There’s a country western song that goes like this: “I’m a two pillow sleeper. One catches the teardrops that fall. One right beside me to lie in your place.”
Those lyrics played in my head like a stuck record as I lay on a hard linoleum floor at the Westport Inn. Light from a lamp over the dock shone through a gap in the window shade. Cold air crept from a two-inch crack under the front door. I would have been nestled like a mouse in a sock on a queen-size Beauty Rest except that Leroy changed his mind about sleeping in his van. “Your friend has already checked in,” the clerk said, when Paul presented his confirmation sheet. Since Paul paid for the room in advance and a rollaway bed was not available, I was relegated to either sleeping on the floor or shelling out for a separate room.
Okay. I admit it. I opted to put the 3 lb poly-fill, child-size sleeping bag that was stashed under the backseat of my truck to good use. Sometimes you cheap out and get away with it and other times, “You get what you pay for,” as my friend Bill often stated. Anyway, I set up in the hallway with a headrest made of spare underwear balled up in a sweatshirt. When it came time to turn out the lights, I asked Leroy if I could have one of his bed pillows to cushion my body.

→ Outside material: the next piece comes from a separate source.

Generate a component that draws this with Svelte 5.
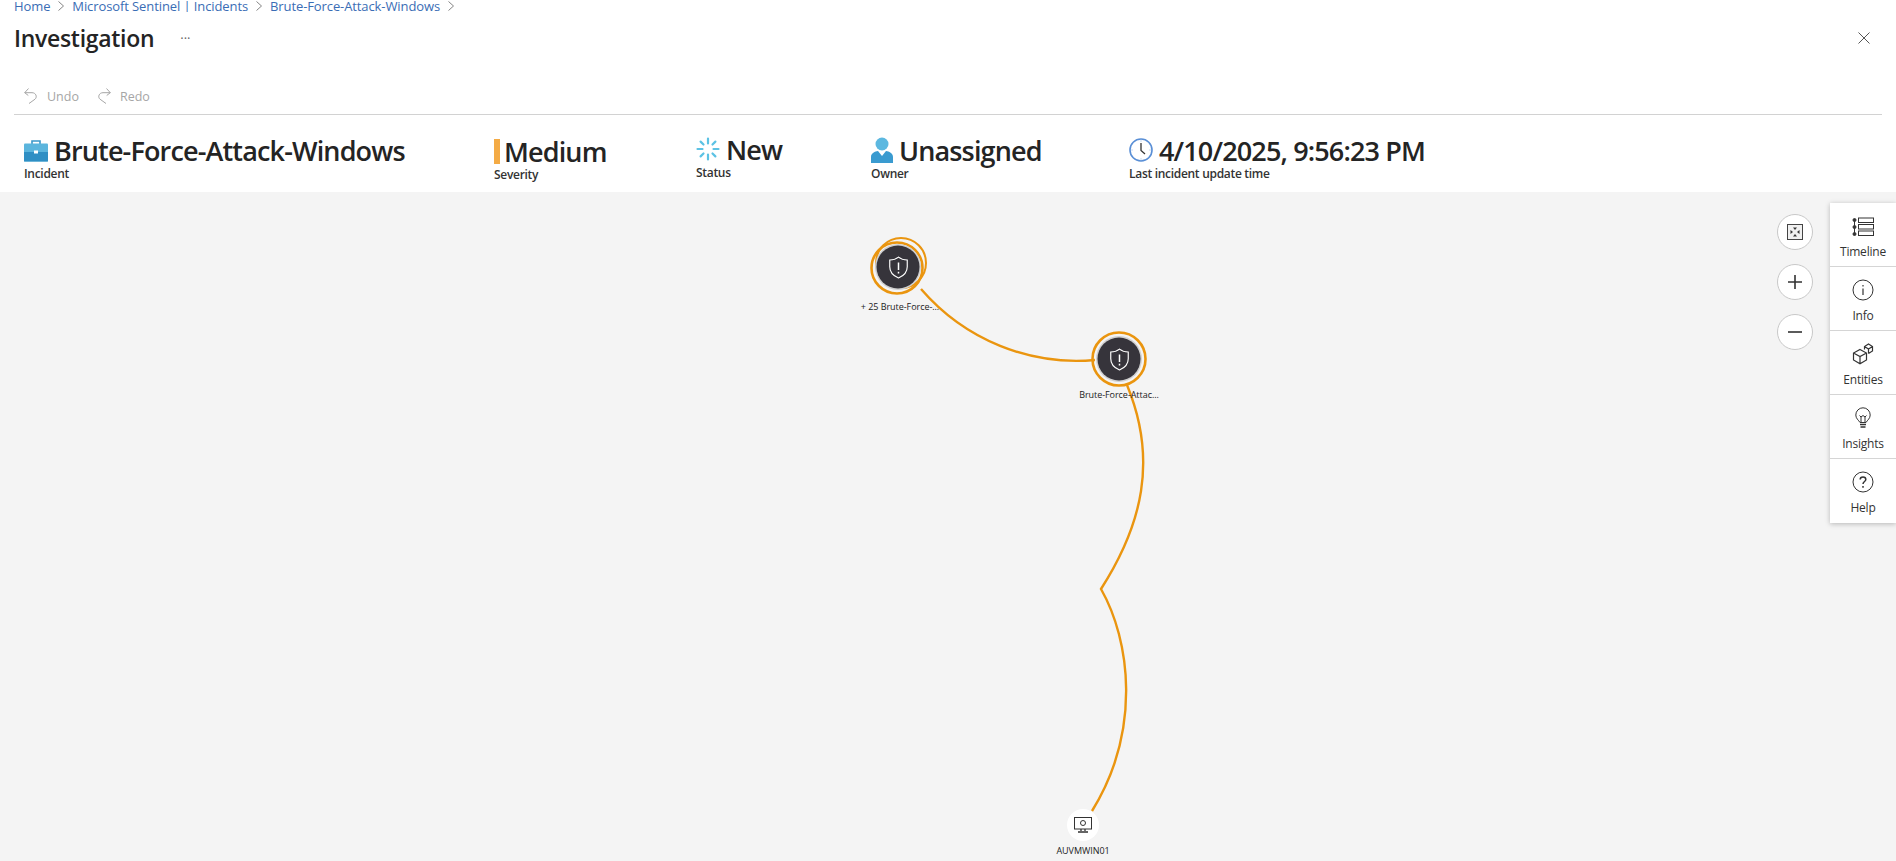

“No. I need them both,” he replied
I knew that some people favored sleeping with more than one pillow but was surprised when Leroy didn’t oblige. First of all, he stole my bed. Second, he never used two pillows when we camped out on my boat. It was always that same ratty old pillow with a brown knit cover that resembled a sweater your grandma gave you when you were 8 years old. One you held on to like a snot-stained stuffed animal until it fell apart. However, I also knew that once Leroy made up his mind, there was no use arguing, so I looked to Paul. Paul diverted his gaze and shook his head from side to side. “I need both of mine also,“ he said, as if it was all too obvious.
What the heck? Dang pillow hogs! Whatever. Obviously, benevolence was not in the air. As a consequence, I spent a restless night on a cold hard floor. Not to mention getting stepped on when my pillow-hog companions visited the bathroom.
The Westport pillow incident was forgotten until Ken and I traveled to the Grande Ronde River to fish for rainbows and smallies. The interior of our modest pre-fab log cabin included twin beds pushed against the wall, separated by the width of the front door. Due to close proximity, I noticed that Ken grabbed a second pillow from the closet when it came time to retire.
“Miss the spousal unit already,” I said.
“I need one over my head,” Ken replied.
“You mean to muffle your snoring?” I said, remembering the last traveling companion who snored. After listening to the guy saw logs for an hour, I whacked him over the head with my pillow.
“No. I’ve got earplugs for that,” he said. “It’s just the way I sleep.”
I snuck a look to see what made the second pillow so integral to Ken’s sleeping habits. After my eyes adjusted to the dark, a swami appeared. Ken lay on his side, with the pillow wrapped around his head like a turban.
I’ve since given two pillows a fair amount of thought, although after researching the topic I found no mention of head wraps. What I found was that stomach sleepers should place an extra pillow under their hips or ankles to take stress off the lower back. Side sleepers, or those who rest in a fetal position, might place a second pillow under their head and neck to ensure their spine remains straight. Placing a pillow between your knees helps open the hips. Two pillows can help alleviate snoring for back sleepers if one is placed under the head and another under the knees. Yet another option is a body pillow, which provides an amicable “partner.” However, neither option is reason to make a fishing buddy sleep on cold hard floor while you dream the night away.